Around 1965 he made various alterations to Maya’s interior. He designed a separate fore cabin, with adjacent ‘heads’ and basin, separated by a folding door, in the fore peak for my brother and myself in place of the pipe cots, and he had locker doors made in front of the shelves above the saloon bunks which folded away. He also put in a more powerful marine engine, a Parsons Pike. Maya became a wonderful floating base for Cowes Week during the time that my father was Rear Commodore of the Royal Yacht Squadron. (He had been elected a member soon after the War, and was on the Committee of Management for many years.) I remember how Christopher and I had to dress the yacht overall with International code flags one morning by ourselves, knowing that my father was watching from the Squadron, where he and my mother had stayed the night before.

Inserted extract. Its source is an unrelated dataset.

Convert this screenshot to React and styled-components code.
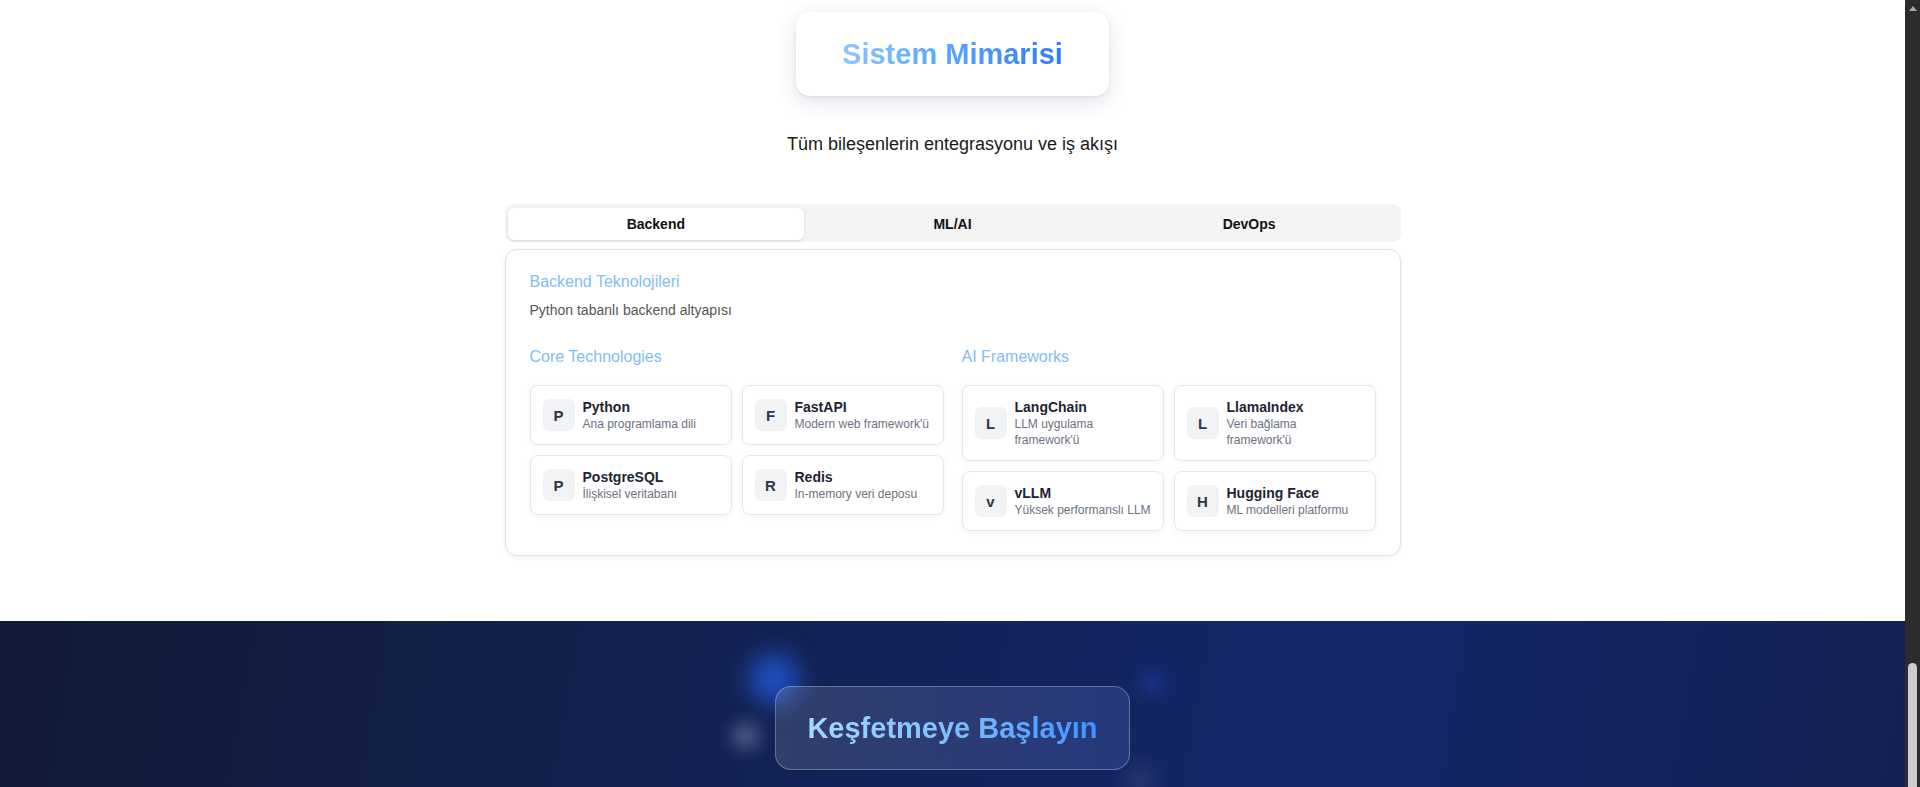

He had arranged everything ready, but we could still have easily made a mess of it.

My father inherited East Grove house in Lymington in 1969, at about the same time that the Berthon yard constructed their marina and moved Maya into it. Since the longest berth was 40 feet (12.1 metres) and Maya was 43 feet (13 metres) long, with a shallow forefoot that caused her head to blow off in a wind, getting into or out of the marina was tricky. He therefore decided in 1971 to sell Maya and concentrate on the house and garden; he had never had one before, as we had lived in a flat in London. However he did not live to enjoy them long, as he died in 1973. Meanwhile the two families who had bought her were sailing Maya out to New Zealand via the Caribbean; a friend of a friend sighted her in Martinique and told me. It was good to know that she was safe.